Directive
Copy all lines in which the word "styles" can be found.

Provided data
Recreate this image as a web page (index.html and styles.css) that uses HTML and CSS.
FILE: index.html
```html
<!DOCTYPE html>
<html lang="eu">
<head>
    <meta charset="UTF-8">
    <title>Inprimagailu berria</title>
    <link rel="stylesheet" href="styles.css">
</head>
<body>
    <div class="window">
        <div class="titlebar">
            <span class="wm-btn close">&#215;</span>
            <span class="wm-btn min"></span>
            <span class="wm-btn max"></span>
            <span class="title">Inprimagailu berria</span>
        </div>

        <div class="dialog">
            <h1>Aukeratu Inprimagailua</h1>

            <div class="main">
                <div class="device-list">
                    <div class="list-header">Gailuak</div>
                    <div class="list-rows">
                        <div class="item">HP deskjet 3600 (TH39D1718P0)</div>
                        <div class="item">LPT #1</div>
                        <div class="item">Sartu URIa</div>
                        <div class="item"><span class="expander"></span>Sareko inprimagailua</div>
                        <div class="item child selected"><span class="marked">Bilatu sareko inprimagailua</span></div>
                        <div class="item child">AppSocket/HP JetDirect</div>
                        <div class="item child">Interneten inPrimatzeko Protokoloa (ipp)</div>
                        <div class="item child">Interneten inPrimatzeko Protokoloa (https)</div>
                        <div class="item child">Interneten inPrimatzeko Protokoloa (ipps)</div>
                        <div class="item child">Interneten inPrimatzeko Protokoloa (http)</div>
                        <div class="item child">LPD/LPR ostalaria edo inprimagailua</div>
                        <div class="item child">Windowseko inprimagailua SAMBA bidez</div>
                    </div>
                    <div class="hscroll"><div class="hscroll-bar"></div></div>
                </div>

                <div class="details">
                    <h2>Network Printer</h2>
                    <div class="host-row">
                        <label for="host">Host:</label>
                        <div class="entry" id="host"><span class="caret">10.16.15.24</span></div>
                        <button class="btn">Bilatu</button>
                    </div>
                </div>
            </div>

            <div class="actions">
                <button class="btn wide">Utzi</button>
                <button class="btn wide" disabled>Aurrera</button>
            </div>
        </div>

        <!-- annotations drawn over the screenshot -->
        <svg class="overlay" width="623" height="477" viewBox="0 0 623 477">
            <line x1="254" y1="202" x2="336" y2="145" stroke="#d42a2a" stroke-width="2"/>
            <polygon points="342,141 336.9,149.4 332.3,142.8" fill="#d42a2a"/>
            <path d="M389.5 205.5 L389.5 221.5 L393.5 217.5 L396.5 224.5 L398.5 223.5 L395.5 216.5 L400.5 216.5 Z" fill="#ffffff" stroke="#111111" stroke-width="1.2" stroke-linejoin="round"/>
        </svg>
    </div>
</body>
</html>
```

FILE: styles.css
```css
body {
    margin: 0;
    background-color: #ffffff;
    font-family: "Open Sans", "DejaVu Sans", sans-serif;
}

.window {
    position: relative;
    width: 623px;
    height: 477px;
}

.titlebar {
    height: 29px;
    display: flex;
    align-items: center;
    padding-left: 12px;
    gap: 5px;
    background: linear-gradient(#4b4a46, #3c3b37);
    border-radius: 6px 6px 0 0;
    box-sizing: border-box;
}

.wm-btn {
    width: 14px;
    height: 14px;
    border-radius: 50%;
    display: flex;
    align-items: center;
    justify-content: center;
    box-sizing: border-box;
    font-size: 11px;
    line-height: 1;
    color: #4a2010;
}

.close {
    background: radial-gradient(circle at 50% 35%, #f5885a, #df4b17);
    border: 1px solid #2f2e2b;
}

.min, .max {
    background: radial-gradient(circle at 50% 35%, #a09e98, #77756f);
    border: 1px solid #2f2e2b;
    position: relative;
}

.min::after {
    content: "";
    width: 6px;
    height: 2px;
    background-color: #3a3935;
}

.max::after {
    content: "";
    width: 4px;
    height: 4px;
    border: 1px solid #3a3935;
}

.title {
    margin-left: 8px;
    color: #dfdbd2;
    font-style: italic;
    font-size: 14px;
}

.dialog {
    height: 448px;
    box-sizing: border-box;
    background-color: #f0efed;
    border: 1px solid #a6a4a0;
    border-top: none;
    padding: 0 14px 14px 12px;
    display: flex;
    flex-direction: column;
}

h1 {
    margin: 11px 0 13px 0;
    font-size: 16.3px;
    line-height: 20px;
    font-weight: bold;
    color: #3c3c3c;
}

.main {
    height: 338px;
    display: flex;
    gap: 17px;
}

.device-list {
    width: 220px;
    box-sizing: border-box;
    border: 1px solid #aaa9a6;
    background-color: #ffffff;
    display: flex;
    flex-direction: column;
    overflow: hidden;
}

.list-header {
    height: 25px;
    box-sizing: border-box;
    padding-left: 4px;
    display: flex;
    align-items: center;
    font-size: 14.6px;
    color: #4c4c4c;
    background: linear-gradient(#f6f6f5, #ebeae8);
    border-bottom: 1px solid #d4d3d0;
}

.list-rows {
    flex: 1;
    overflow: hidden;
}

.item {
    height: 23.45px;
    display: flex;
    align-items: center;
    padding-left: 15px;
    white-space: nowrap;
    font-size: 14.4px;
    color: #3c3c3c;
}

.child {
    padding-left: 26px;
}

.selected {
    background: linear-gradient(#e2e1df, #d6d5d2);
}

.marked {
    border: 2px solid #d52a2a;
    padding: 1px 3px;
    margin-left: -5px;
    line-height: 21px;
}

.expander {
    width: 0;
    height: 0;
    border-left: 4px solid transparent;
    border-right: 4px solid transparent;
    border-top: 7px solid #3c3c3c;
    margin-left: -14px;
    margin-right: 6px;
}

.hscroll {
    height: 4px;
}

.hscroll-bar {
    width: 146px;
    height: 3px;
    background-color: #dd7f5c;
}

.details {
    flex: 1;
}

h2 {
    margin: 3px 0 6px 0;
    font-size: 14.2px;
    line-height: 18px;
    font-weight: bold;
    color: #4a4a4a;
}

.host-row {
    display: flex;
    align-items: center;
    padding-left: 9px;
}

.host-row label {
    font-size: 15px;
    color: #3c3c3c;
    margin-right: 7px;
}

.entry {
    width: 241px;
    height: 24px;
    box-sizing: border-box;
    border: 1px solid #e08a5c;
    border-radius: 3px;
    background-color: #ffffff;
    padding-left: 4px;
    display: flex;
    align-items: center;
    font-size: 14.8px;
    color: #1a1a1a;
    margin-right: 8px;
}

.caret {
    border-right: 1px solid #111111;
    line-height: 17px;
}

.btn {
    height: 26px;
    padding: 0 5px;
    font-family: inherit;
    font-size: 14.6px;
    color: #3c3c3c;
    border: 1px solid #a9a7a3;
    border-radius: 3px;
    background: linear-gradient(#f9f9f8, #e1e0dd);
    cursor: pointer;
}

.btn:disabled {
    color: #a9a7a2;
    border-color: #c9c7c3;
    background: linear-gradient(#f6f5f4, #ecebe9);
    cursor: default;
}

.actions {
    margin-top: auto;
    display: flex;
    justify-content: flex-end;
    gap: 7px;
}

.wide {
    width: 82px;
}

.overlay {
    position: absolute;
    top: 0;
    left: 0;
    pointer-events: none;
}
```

Response for this exercise
Recreate this image as a web page (index.html and styles.css) that uses HTML and CSS.
    <link rel="stylesheet" href="styles.css">
FILE: styles.css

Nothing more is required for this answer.